- Undated picture of Kim
- Born: April 5, 1985 Seoul, South Korea
- Died: October 6, 2008 (aged 23) Seoul, South Korea
- Occupations: Actor; model;
- Years active: 2007–2008
- Known for: Cyberbullying and homophobia in South Korea, as well as for causing intensified debate over suicide in the country

= Kim Ji-hoo =

South Korean model and actor (1985–2008)

Kim Ji-hoo (April 5, 1985 – October 6, 2008) was a South Korean actor and model whose suicide brought attention to discrimination against LGBTQ+ people in South Korea as well as to the issue of suicide in the country, with many notable cases in the weeks preceding Kim's death and after, including that of former President Roh Moo-hyun in May 2009.

== Career and suicide ==
Born in 1985 in Seoul, Kim began a career as a model in 2007, appearing that year in the MBC TV sitcom High Kick! and the drama series Before and After: Plastic Surgery Clinic, also broadcast on MBC. In 2008, he took part of the reality program Coming Out on tvN Story, where he publicly came out as a gay man. After stating that he was gay, many TV programs and fashion shows cancelled Kim's participation, and his agency severed ties with him. He also received numerous hateful messages on his personal blog, with the commenters denouncing his sexual orientation.

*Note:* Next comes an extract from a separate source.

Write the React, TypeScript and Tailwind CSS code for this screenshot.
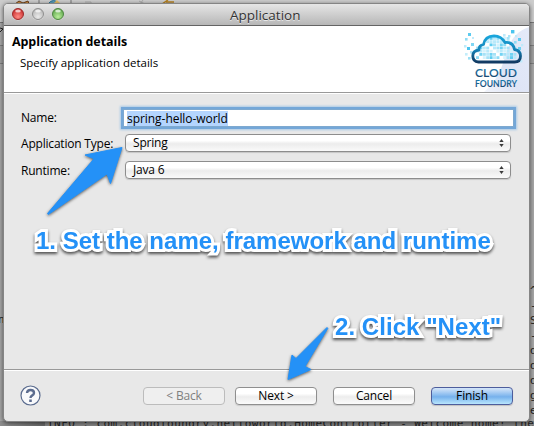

According to his mother's testimony to police after his death, Kim suffered from professional and personal difficulties following his coming out, with fellow actor Hong Seok-cheon, who is also gay, saying that he too suffered from similar discrimination for being gay. On October 6, 2008, police in Jamsil-dong found Kim dead in his home. A spokesperson for Songpa District Police said that they believed that Kim had killed himself. Two days later, on October 8, a Songpa police officer confirmed that Kim had committed suicide by hanging. He left a suicide note expressing that he was going through difficulties and asking to be cremated.

== Reaction ==

Along the statements of Kim's mother and actor Hong reassuring that Kim had suffered heavily from homophobic harassment, the Songpa Police Department said that his suicide "reflected public prejudice towards gay people and their difficulty in succeeding in the entertainment industry." Kim's suicide was the fourth in a series of suicides of entertainers, which included Jang Chae-won, who was a trans woman, actor Ahn Jae-hwan, and actress Choi Jin-sil. Kim's and the other three entertainers' suicides fueled debate in South Korea and among its netizens about cyberbullying and suicide in the country. The issue and debate resurfaced months later upon the death of former President Roh Moo-hyun, who jumped to his death in May 2009.